Quote the listing below in full and exactly as written, but omit every picture.

====== Material provided

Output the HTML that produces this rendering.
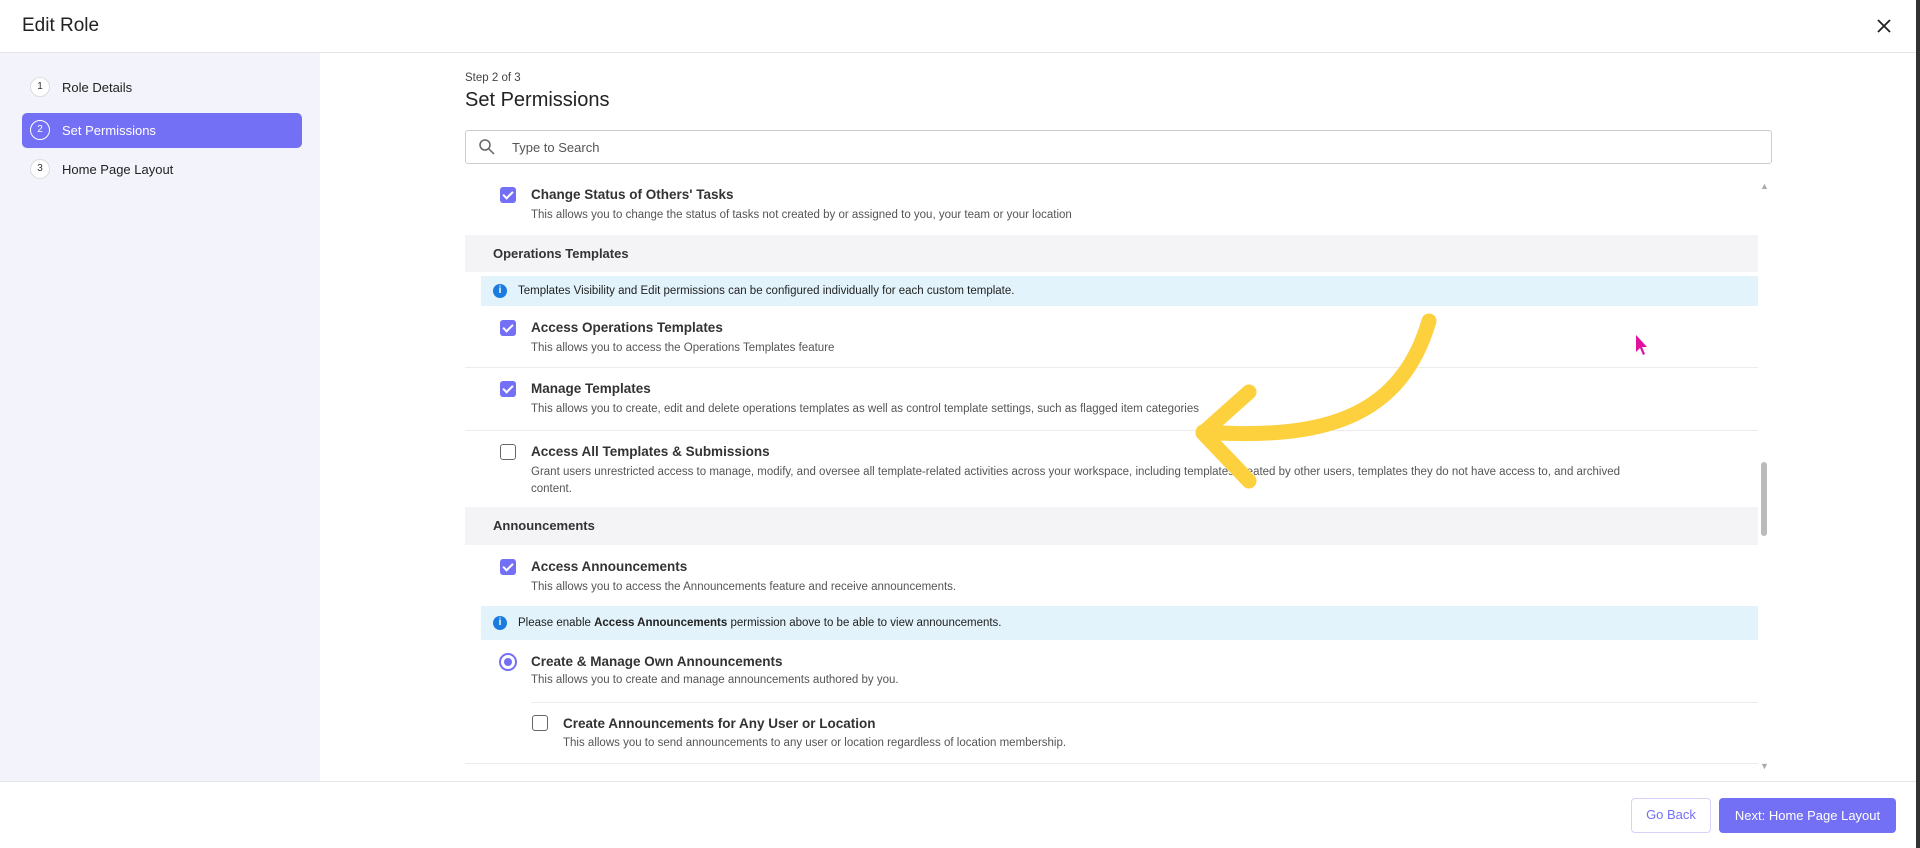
<!DOCTYPE html>
<html><head><meta charset="utf-8"><style>
*{box-sizing:border-box;margin:0;padding:0}
body{width:1920px;height:848px;overflow:hidden;background:#fff;font-family:"Liberation Sans",sans-serif;color:#222;position:relative}
.a{position:absolute}
.t{font-size:13.5px;font-weight:bold;color:#333}
.d{font-size:11.5px;color:#555}
.cb{width:16px;height:16px;border-radius:3px;background:#7470f5}
.cb:after{content:"";position:absolute;left:5px;top:2px;width:4px;height:8px;border:solid #fff;border-width:0 2px 2px 0;transform:rotate(45deg)}
.ub{width:16px;height:16px;border-radius:3px;border:1.5px solid #666;background:#fff}
.hr{height:1px;background:#ececf0;left:465px;width:1293px}
.sec{left:465px;width:1293px;background:#f4f4f7;font-size:13px;font-weight:bold;color:#333;padding-left:28px}
.ban{left:481px;width:1277px;background:#e2f3fb;font-size:11.5px;color:#222;padding-left:37px}
.ban i{position:absolute;left:12px;top:50%;margin-top:-7px;width:14px;height:14px;border-radius:50%;background:#1b7ce0;color:#fff;font-size:10px;font-style:normal;font-weight:bold;text-align:center;line-height:14px}
.num{width:20px;height:20px;border-radius:50%;border:1px solid #ddd;background:#fff;font-size:10px;text-align:center;line-height:18px;color:#333}
.st{font-size:13px;color:#222}
</style></head><body>
<div class="a" style="left:0;top:0;width:1920px;height:53px;border-bottom:1px solid #e5e5e5"></div>
<div class="a" style="left:22px;top:15px;font-size:19px;color:#222">Edit Role</div>
<svg class="a" style="left:1877px;top:19px" width="14" height="14"><path d="M1 1L13 13M13 1L1 13" stroke="#222" stroke-width="1.8"/></svg>
<div class="a" style="left:0;top:53px;width:320px;height:728px;background:#f3f3fb"></div>
<div class="a num" style="left:30px;top:77px">1</div><div class="a st" style="left:62px;top:80px">Role Details</div>
<div class="a" style="left:22px;top:113px;width:280px;height:35px;background:#7470f5;border-radius:5px"></div>
<div class="a num" style="left:30px;top:120px;background:transparent;border:1.5px solid #fff;color:#fff">2</div><div class="a st" style="left:62px;top:123px;color:#fff">Set Permissions</div>
<div class="a num" style="left:30px;top:159px">3</div><div class="a st" style="left:62px;top:162px">Home Page Layout</div>
<div class="a" style="left:465px;top:72px;font-size:11.5px;color:#444">Step 2 of 3</div>
<div class="a" style="left:465px;top:89px;font-size:20px;color:#222">Set Permissions</div>
<div class="a" style="left:465px;top:130px;width:1307px;height:34px;border:1px solid #ccc;border-radius:3px"></div>
<svg class="a" style="left:478px;top:138px" width="18" height="18"><circle cx="7" cy="7" r="5" fill="none" stroke="#666" stroke-width="1.5"/><line x1="11" y1="11" x2="16" y2="16" stroke="#666" stroke-width="1.5"/></svg>
<div class="a" style="left:512px;top:140px;font-size:13px;color:#555">Type to Search</div>
<div class="a cb" style="left:500px;top:187px"></div>
<div class="a t" style="left:531px;top:187px">Change Status of Others' Tasks</div>
<div class="a d" style="left:531px;top:209px">This allows you to change the status of tasks not created by or assigned to you, your team or your location</div>
<div class="a sec" style="top:235px;height:37px;line-height:37px">Operations Templates</div>
<div class="a ban" style="top:276px;height:30px;line-height:30px"><i>i</i>Templates Visibility and Edit permissions can be configured individually for each custom template.</div>
<div class="a cb" style="left:500px;top:320px"></div>
<div class="a t" style="left:531px;top:320px">Access Operations Templates</div>
<div class="a d" style="left:531px;top:342px">This allows you to access the Operations Templates feature</div>
<div class="a hr" style="top:367px"></div>
<div class="a cb" style="left:500px;top:381px"></div>
<div class="a t" style="left:531px;top:381px">Manage Templates</div>
<div class="a d" style="left:531px;top:403px">This allows you to create, edit and delete operations templates as well as control template settings, such as flagged item categories</div>
<div class="a hr" style="top:430px"></div>
<div class="a ub" style="left:500px;top:444px"></div>
<div class="a t" style="left:531px;top:444px">Access All Templates &amp; Submissions</div>
<div class="a d" style="left:531px;top:464px;width:1100px;line-height:17px">Grant users unrestricted access to manage, modify, and oversee all template-related activities across your workspace, including templates created by other users, templates they do not have access to, and archived content.</div>
<div class="a sec" style="top:507px;height:38px;line-height:38px">Announcements</div>
<div class="a cb" style="left:500px;top:559px"></div>
<div class="a t" style="left:531px;top:559px">Access Announcements</div>
<div class="a d" style="left:531px;top:581px">This allows you to access the Announcements feature and receive announcements.</div>
<div class="a ban" style="top:606px;height:34px;line-height:34px"><i>i</i>Please enable <b>Access Announcements</b> permission above to be able to view announcements.</div>
<div class="a" style="left:499px;top:653px;width:18px;height:18px;border-radius:50%;border:2px solid #7470f5"><div style="margin:3px;width:8px;height:8px;border-radius:50%;background:#7470f5"></div></div>
<div class="a t" style="left:531px;top:654px">Create &amp; Manage Own Announcements</div>
<div class="a d" style="left:531px;top:674px">This allows you to create and manage announcements authored by you.</div>
<div class="a hr" style="top:702px;left:531px;width:1227px"></div>
<div class="a ub" style="left:532px;top:715px"></div>
<div class="a t" style="left:563px;top:716px">Create Announcements for Any User or Location</div>
<div class="a d" style="left:563px;top:737px">This allows you to send announcements to any user or location regardless of location membership.</div>
<div class="a hr" style="top:763px"></div>
<div class="a" style="left:1760px;top:181px;font-size:9px;color:#aaa">▲</div>
<div class="a" style="left:1761px;top:462px;width:6px;height:74px;background:#bbb;border-radius:3px"></div>
<div class="a" style="left:1760px;top:761px;font-size:9px;color:#aaa">▼</div>
<div class="a" style="left:0;top:781px;width:1920px;height:1px;background:#e5e5e5"></div>
<div class="a" style="left:1631px;top:798px;width:80px;height:35px;border:1.5px solid #d4d3fb;border-radius:4px;color:#7470f5;font-size:13px;text-align:center;line-height:32px">Go Back</div>
<div class="a" style="left:1719px;top:798px;width:177px;height:35px;background:#7470f5;border-radius:4px;color:#fff;font-size:13px;text-align:center;line-height:35px">Next: Home Page Layout</div>
<div class="a" style="left:1916px;top:0;width:4px;height:848px;background:#333"></div>
<svg class="a" style="left:0;top:0" width="1920" height="848"><path d="M1429 321 C1400 420 1320 440 1203 432 M1249 392 L1203 433 L1249 481" fill="none" stroke="#fdd03e" stroke-width="15" stroke-linecap="round" stroke-linejoin="round"/>
<path d="M1636 335 L1636 352 L1640 348 L1643 355 L1645 354 L1642 347 L1647 347 Z" fill="#e010a0"/></svg>
</body></html>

============

Result for this exercise:
Output the HTML that produces this rendering.
<!DOCTYPE html>
<html><head><meta charset="utf-8"><style>
*{box-sizing:border-box;margin:0;padding:0}
body{width:1920px;height:848px;overflow:hidden;background:#fff;font-family:"Liberation Sans",sans-serif;color:#222;position:relative}
.a{position:absolute}
.t{font-size:13.5px;font-weight:bold;color:#333}
.d{font-size:11.5px;color:#555}
.cb{width:16px;height:16px;border-radius:3px;background:#7470f5}
.cb:after{content:"";position:absolute;left:5px;top:2px;width:4px;height:8px;border:solid #fff;border-width:0 2px 2px 0;transform:rotate(45deg)}
.ub{width:16px;height:16px;border-radius:3px;border:1.5px solid #666;background:#fff}
.hr{height:1px;background:#ececf0;left:465px;width:1293px}
.sec{left:465px;width:1293px;background:#f4f4f7;font-size:13px;font-weight:bold;color:#333;padding-left:28px}
.ban{left:481px;width:1277px;background:#e2f3fb;font-size:11.5px;color:#222;padding-left:37px}
.ban i{position:absolute;left:12px;top:50%;margin-top:-7px;width:14px;height:14px;border-radius:50%;background:#1b7ce0;color:#fff;font-size:10px;font-style:normal;font-weight:bold;text-align:center;line-height:14px}
.num{width:20px;height:20px;border-radius:50%;border:1px solid #ddd;background:#fff;font-size:10px;text-align:center;line-height:18px;color:#333}
.st{font-size:13px;color:#222}
</style></head><body>
<div class="a" style="left:0;top:0;width:1920px;height:53px;border-bottom:1px solid #e5e5e5"></div>
<div class="a" style="left:22px;top:15px;font-size:19px;color:#222">Edit Role</div>
<svg class="a" style="left:1877px;top:19px" width="14" height="14"><path d="M1 1L13 13M13 1L1 13" stroke="#222" stroke-width="1.8"/></svg>
<div class="a" style="left:0;top:53px;width:320px;height:728px;background:#f3f3fb"></div>
<div class="a num" style="left:30px;top:77px">1</div><div class="a st" style="left:62px;top:80px">Role Details</div>
<div class="a" style="left:22px;top:113px;width:280px;height:35px;background:#7470f5;border-radius:5px"></div>
<div class="a num" style="left:30px;top:120px;background:transparent;border:1.5px solid #fff;color:#fff">2</div><div class="a st" style="left:62px;top:123px;color:#fff">Set Permissions</div>
<div class="a num" style="left:30px;top:159px">3</div><div class="a st" style="left:62px;top:162px">Home Page Layout</div>
<div class="a" style="left:465px;top:72px;font-size:11.5px;color:#444">Step 2 of 3</div>
<div class="a" style="left:465px;top:89px;font-size:20px;color:#222">Set Permissions</div>
<div class="a" style="left:465px;top:130px;width:1307px;height:34px;border:1px solid #ccc;border-radius:3px"></div>
<svg class="a" style="left:478px;top:138px" width="18" height="18"><circle cx="7" cy="7" r="5" fill="none" stroke="#666" stroke-width="1.5"/><line x1="11" y1="11" x2="16" y2="16" stroke="#666" stroke-width="1.5"/></svg>
<div class="a" style="left:512px;top:140px;font-size:13px;color:#555">Type to Search</div>
<div class="a cb" style="left:500px;top:187px"></div>
<div class="a t" style="left:531px;top:187px">Change Status of Others' Tasks</div>
<div class="a d" style="left:531px;top:209px">This allows you to change the status of tasks not created by or assigned to you, your team or your location</div>
<div class="a sec" style="top:235px;height:37px;line-height:37px">Operations Templates</div>
<div class="a ban" style="top:276px;height:30px;line-height:30px"><i>i</i>Templates Visibility and Edit permissions can be configured individually for each custom template.</div>
<div class="a cb" style="left:500px;top:320px"></div>
<div class="a t" style="left:531px;top:320px">Access Operations Templates</div>
<div class="a d" style="left:531px;top:342px">This allows you to access the Operations Templates feature</div>
<div class="a hr" style="top:367px"></div>
<div class="a cb" style="left:500px;top:381px"></div>
<div class="a t" style="left:531px;top:381px">Manage Templates</div>
<div class="a d" style="left:531px;top:403px">This allows you to create, edit and delete operations templates as well as control template settings, such as flagged item categories</div>
<div class="a hr" style="top:430px"></div>
<div class="a ub" style="left:500px;top:444px"></div>
<div class="a t" style="left:531px;top:444px">Access All Templates &amp; Submissions</div>
<div class="a d" style="left:531px;top:464px;width:1100px;line-height:17px">Grant users unrestricted access to manage, modify, and oversee all template-related activities across your workspace, including templates created by other users, templates they do not have access to, and archived content.</div>
<div class="a sec" style="top:507px;height:38px;line-height:38px">Announcements</div>
<div class="a cb" style="left:500px;top:559px"></div>
<div class="a t" style="left:531px;top:559px">Access Announcements</div>
<div class="a d" style="left:531px;top:581px">This allows you to access the Announcements feature and receive announcements.</div>
<div class="a ban" style="top:606px;height:34px;line-height:34px"><i>i</i>Please enable <b>Access Announcements</b> permission above to be able to view announcements.</div>
<div class="a" style="left:499px;top:653px;width:18px;height:18px;border-radius:50%;border:2px solid #7470f5"><div style="margin:3px;width:8px;height:8px;border-radius:50%;background:#7470f5"></div></div>
<div class="a t" style="left:531px;top:654px">Create &amp; Manage Own Announcements</div>
<div class="a d" style="left:531px;top:674px">This allows you to create and manage announcements authored by you.</div>
<div class="a hr" style="top:702px;left:531px;width:1227px"></div>
<div class="a ub" style="left:532px;top:715px"></div>
<div class="a t" style="left:563px;top:716px">Create Announcements for Any User or Location</div>
<div class="a d" style="left:563px;top:737px">This allows you to send announcements to any user or location regardless of location membership.</div>
<div class="a hr" style="top:763px"></div>
<div class="a" style="left:1760px;top:181px;font-size:9px;color:#aaa">▲</div>
<div class="a" style="left:1761px;top:462px;width:6px;height:74px;background:#bbb;border-radius:3px"></div>
<div class="a" style="left:1760px;top:761px;font-size:9px;color:#aaa">▼</div>
<div class="a" style="left:0;top:781px;width:1920px;height:1px;background:#e5e5e5"></div>
<div class="a" style="left:1631px;top:798px;width:80px;height:35px;border:1.5px solid #d4d3fb;border-radius:4px;color:#7470f5;font-size:13px;text-align:center;line-height:32px">Go Back</div>
<div class="a" style="left:1719px;top:798px;width:177px;height:35px;background:#7470f5;border-radius:4px;color:#fff;font-size:13px;text-align:center;line-height:35px">Next: Home Page Layout</div>
<div class="a" style="left:1916px;top:0;width:4px;height:848px;background:#333"></div>
<svg class="a" style="left:0;top:0" width="1920" height="848"><path d="M1429 321 C1400 420 1320 440 1203 432 M1249 392 L1203 433 L1249 481" fill="none" stroke="#fdd03e" stroke-width="15" stroke-linecap="round" stroke-linejoin="round"/>
<path d="M1636 335 L1636 352 L1640 348 L1643 355 L1645 354 L1642 347 L1647 347 Z" fill="#e010a0"/></svg>
</body></html>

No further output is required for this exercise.